**INFORMATION SHOWN**

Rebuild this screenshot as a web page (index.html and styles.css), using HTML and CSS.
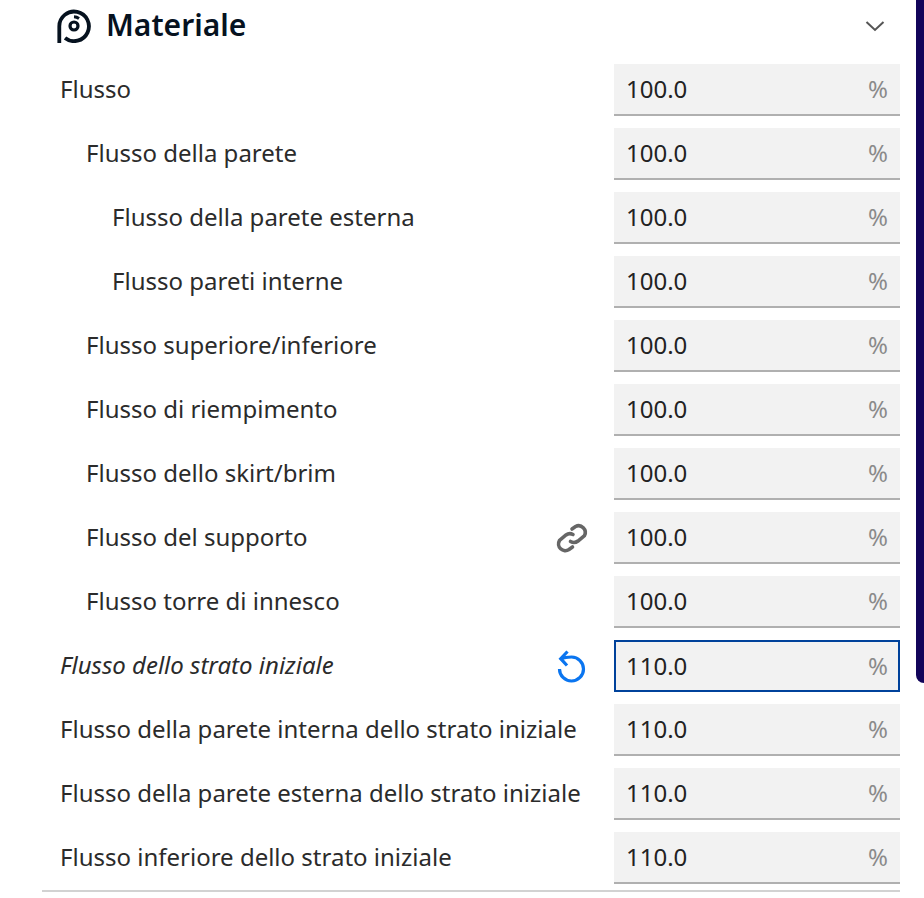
FILE: index.html
```html
<!DOCTYPE html>
<html lang="it">

<head>
    <meta charset="UTF-8">
    <meta name="viewport" content="width=device-width, initial-scale=1.0">
    <title>Materiale</title>
    <link rel="stylesheet" href="styles.css">
</head>

<body>
    <main class="panel">
        <header class="panel-head">
            <svg class="spool" viewBox="0 0 34 34" fill="none" stroke="#06121f">
                <path d="M2.300 34V17.500A14.800 14.800 0 1 1 8 29" stroke-width="3.800"/>
                <circle cx="17" cy="17" r="4" stroke-width="3.200"/>
                <path d="M17 7.800A10 10 0 0 1 22 9.500" stroke-width="3"/>
            </svg>
            <h2>Materiale</h2>
            <svg class="chevron" viewBox="0 0 20 12" fill="none" stroke="#555" stroke-width="2">
                <path d="M1.500 2 10 10l8.500-8"/>
            </svg>
        </header>

        <div class="row">
            <span class="label">Flusso</span>
            <div class="field"><span>100.0</span><span class="unit">%</span></div>
        </div>
        <div class="row lvl1">
            <span class="label">Flusso della parete</span>
            <div class="field"><span>100.0</span><span class="unit">%</span></div>
        </div>
        <div class="row lvl2">
            <span class="label">Flusso della parete esterna</span>
            <div class="field"><span>100.0</span><span class="unit">%</span></div>
        </div>
        <div class="row lvl2">
            <span class="label">Flusso pareti interne</span>
            <div class="field"><span>100.0</span><span class="unit">%</span></div>
        </div>
        <div class="row lvl1">
            <span class="label">Flusso superiore/inferiore</span>
            <div class="field"><span>100.0</span><span class="unit">%</span></div>
        </div>
        <div class="row lvl1">
            <span class="label">Flusso di riempimento</span>
            <div class="field"><span>100.0</span><span class="unit">%</span></div>
        </div>
        <div class="row lvl1">
            <span class="label">Flusso dello skirt/brim</span>
            <div class="field"><span>100.0</span><span class="unit">%</span></div>
        </div>
        <div class="row lvl1">
            <span class="label">Flusso del supporto</span>
            <svg class="row-icon" viewBox="0 0 32 32" fill="none" stroke="#666" stroke-width="3.600" stroke-linecap="round">
                <path d="M16 7 19.500 4.500A6.700 6.700 0 0 1 28.500 13.500L22 19A6.700 6.700 0 0 1 14.500 19.500"/>
                <path d="M16.500 25 13 27.500A6.700 6.700 0 0 1 3.500 18.500L10 13A6.700 6.700 0 0 1 17 12.500"/>
            </svg>
            <div class="field"><span>100.0</span><span class="unit">%</span></div>
        </div>
        <div class="row lvl1">
            <span class="label">Flusso torre di innesco</span>
            <div class="field"><span>100.0</span><span class="unit">%</span></div>
        </div>
        <div class="row">
            <span class="label changed">Flusso dello strato iniziale</span>
            <svg class="row-icon" viewBox="0 0 32 32" fill="none" stroke="#0a75f0" stroke-width="3.200">
                <path d="M5.500 8.800C8 7.500 12 7 15.500 7A12 12 0 1 1 3.500 19"/>
                <path d="M11.500 1.500 4.700 8.700 11 15.500"/>
            </svg>
            <div class="field active"><span>110.0</span><span class="unit">%</span></div>
        </div>
        <div class="row">
            <span class="label">Flusso della parete interna dello strato iniziale</span>
            <div class="field"><span>110.0</span><span class="unit">%</span></div>
        </div>
        <div class="row">
            <span class="label">Flusso della parete esterna dello strato iniziale</span>
            <div class="field"><span>110.0</span><span class="unit">%</span></div>
        </div>
        <div class="row">
            <span class="label">Flusso inferiore dello strato iniziale</span>
            <div class="field"><span>110.0</span><span class="unit">%</span></div>
        </div>
    </main>
    <div class="edge"></div>
</body>

</html>
```

FILE: styles.css
```css
* {
    margin: 0;
    padding: 0;
    box-sizing: border-box;
}

html,
body {
    height: 100%;
    overflow: hidden;
}

body {
    display: flex;
    align-items: flex-start;
    padding-left: 42px;
    background-color: #fff;
    color: #2b2b2b;
    font-family: "Noto Sans", "Open Sans", sans-serif;
    font-size: 24px;
    line-height: 32px;
}

.panel {
    width: 858px;
    height: 892px;
    border-bottom: 2px solid #d2d2d2;
}

.panel-head {
    display: flex;
    align-items: center;
    height: 52px;
    margin-bottom: 12px;
    padding-left: 15px;
    padding-right: 15px;
}

.panel-head h2 {
    flex: 1;
    margin-left: 15px;
    color: #06121f;
    font-size: 30px;
    font-weight: 600;
    line-height: 50px;
    padding-bottom: 2px;
}

.spool {
    width: 34px;
    height: 34px;
}

.chevron {
    width: 20px;
    height: 12px;
}

.row {
    display: flex;
    align-items: center;
    height: 52px;
    margin-bottom: 12px;
    padding-left: 18px;
}

.row:last-child {
    margin-bottom: 0;
}

.lvl1 {
    padding-left: 44px;
}

.lvl2 {
    padding-left: 70px;
}

.label {
    flex: 1;
    margin-bottom: 2px;
    white-space: nowrap;
}

.changed {
    font-style: italic;
}

.row-icon {
    width: 32px;
    height: 32px;
    margin-right: 26px;
    overflow: visible;
}

.field {
    display: flex;
    justify-content: space-between;
    align-items: center;
    width: 286px;
    height: 52px;
    padding: 0 12px;
    background-color: #f2f2f2;
    border-bottom: 2px solid #b0b0b0;
    color: #222;
}

.field.active {
    padding: 0 10px;
    border: 2px solid #00429b;
}

.unit {
    color: #8a8a8a;
}

.edge {
    width: 8px;
    height: 683px;
    margin-left: 16px;
    background-color: #12045a;
    border-bottom-left-radius: 8px;
}
```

**SHORT PROBLEM**
Reproduce the listing word for word and omit its pictures.

**RESPONSE FOR THIS EXERCISE**
Rebuild this screenshot as a web page (index.html and styles.css), using HTML and CSS.
FILE: index.html
```html
<!DOCTYPE html>
<html lang="it">

<head>
    <meta charset="UTF-8">
    <meta name="viewport" content="width=device-width, initial-scale=1.0">
    <title>Materiale</title>
    <link rel="stylesheet" href="styles.css">
</head>

<body>
    <main class="panel">
        <header class="panel-head">
            <svg class="spool" viewBox="0 0 34 34" fill="none" stroke="#06121f">
                <path d="M2.300 34V17.500A14.800 14.800 0 1 1 8 29" stroke-width="3.800"/>
                <circle cx="17" cy="17" r="4" stroke-width="3.200"/>
                <path d="M17 7.800A10 10 0 0 1 22 9.500" stroke-width="3"/>
            </svg>
            <h2>Materiale</h2>
            <svg class="chevron" viewBox="0 0 20 12" fill="none" stroke="#555" stroke-width="2">
                <path d="M1.500 2 10 10l8.500-8"/>
            </svg>
        </header>

        <div class="row">
            <span class="label">Flusso</span>
            <div class="field"><span>100.0</span><span class="unit">%</span></div>
        </div>
        <div class="row lvl1">
            <span class="label">Flusso della parete</span>
            <div class="field"><span>100.0</span><span class="unit">%</span></div>
        </div>
        <div class="row lvl2">
            <span class="label">Flusso della parete esterna</span>
            <div class="field"><span>100.0</span><span class="unit">%</span></div>
        </div>
        <div class="row lvl2">
            <span class="label">Flusso pareti interne</span>
            <div class="field"><span>100.0</span><span class="unit">%</span></div>
        </div>
        <div class="row lvl1">
            <span class="label">Flusso superiore/inferiore</span>
            <div class="field"><span>100.0</span><span class="unit">%</span></div>
        </div>
        <div class="row lvl1">
            <span class="label">Flusso di riempimento</span>
            <div class="field"><span>100.0</span><span class="unit">%</span></div>
        </div>
        <div class="row lvl1">
            <span class="label">Flusso dello skirt/brim</span>
            <div class="field"><span>100.0</span><span class="unit">%</span></div>
        </div>
        <div class="row lvl1">
            <span class="label">Flusso del supporto</span>
            <svg class="row-icon" viewBox="0 0 32 32" fill="none" stroke="#666" stroke-width="3.600" stroke-linecap="round">
                <path d="M16 7 19.500 4.500A6.700 6.700 0 0 1 28.500 13.500L22 19A6.700 6.700 0 0 1 14.500 19.500"/>
                <path d="M16.500 25 13 27.500A6.700 6.700 0 0 1 3.500 18.500L10 13A6.700 6.700 0 0 1 17 12.500"/>
            </svg>
            <div class="field"><span>100.0</span><span class="unit">%</span></div>
        </div>
        <div class="row lvl1">
            <span class="label">Flusso torre di innesco</span>
            <div class="field"><span>100.0</span><span class="unit">%</span></div>
        </div>
        <div class="row">
            <span class="label changed">Flusso dello strato iniziale</span>
            <svg class="row-icon" viewBox="0 0 32 32" fill="none" stroke="#0a75f0" stroke-width="3.200">
                <path d="M5.500 8.800C8 7.500 12 7 15.500 7A12 12 0 1 1 3.500 19"/>
                <path d="M11.500 1.500 4.700 8.700 11 15.500"/>
            </svg>
            <div class="field active"><span>110.0</span><span class="unit">%</span></div>
        </div>
        <div class="row">
            <span class="label">Flusso della parete interna dello strato iniziale</span>
            <div class="field"><span>110.0</span><span class="unit">%</span></div>
        </div>
        <div class="row">
            <span class="label">Flusso della parete esterna dello strato iniziale</span>
            <div class="field"><span>110.0</span><span class="unit">%</span></div>
        </div>
        <div class="row">
            <span class="label">Flusso inferiore dello strato iniziale</span>
            <div class="field"><span>110.0</span><span class="unit">%</span></div>
        </div>
    </main>
    <div class="edge"></div>
</body>

</html>
```

FILE: styles.css
```css
* {
    margin: 0;
    padding: 0;
    box-sizing: border-box;
}

html,
body {
    height: 100%;
    overflow: hidden;
}

body {
    display: flex;
    align-items: flex-start;
    padding-left: 42px;
    background-color: #fff;
    color: #2b2b2b;
    font-family: "Noto Sans", "Open Sans", sans-serif;
    font-size: 24px;
    line-height: 32px;
}

.panel {
    width: 858px;
    height: 892px;
    border-bottom: 2px solid #d2d2d2;
}

.panel-head {
    display: flex;
    align-items: center;
    height: 52px;
    margin-bottom: 12px;
    padding-left: 15px;
    padding-right: 15px;
}

.panel-head h2 {
    flex: 1;
    margin-left: 15px;
    color: #06121f;
    font-size: 30px;
    font-weight: 600;
    line-height: 50px;
    padding-bottom: 2px;
}

.spool {
    width: 34px;
    height: 34px;
}

.chevron {
    width: 20px;
    height: 12px;
}

.row {
    display: flex;
    align-items: center;
    height: 52px;
    margin-bottom: 12px;
    padding-left: 18px;
}

.row:last-child {
    margin-bottom: 0;
}

.lvl1 {
    padding-left: 44px;
}

.lvl2 {
    padding-left: 70px;
}

.label {
    flex: 1;
    margin-bottom: 2px;
    white-space: nowrap;
}

.changed {
    font-style: italic;
}

.row-icon {
    width: 32px;
    height: 32px;
    margin-right: 26px;
    overflow: visible;
}

.field {
    display: flex;
    justify-content: space-between;
    align-items: center;
    width: 286px;
    height: 52px;
    padding: 0 12px;
    background-color: #f2f2f2;
    border-bottom: 2px solid #b0b0b0;
    color: #222;
}

.field.active {
    padding: 0 10px;
    border: 2px solid #00429b;
}

.unit {
    color: #8a8a8a;
}

.edge {
    width: 8px;
    height: 683px;
    margin-left: 16px;
    background-color: #12045a;
    border-bottom-left-radius: 8px;
}
```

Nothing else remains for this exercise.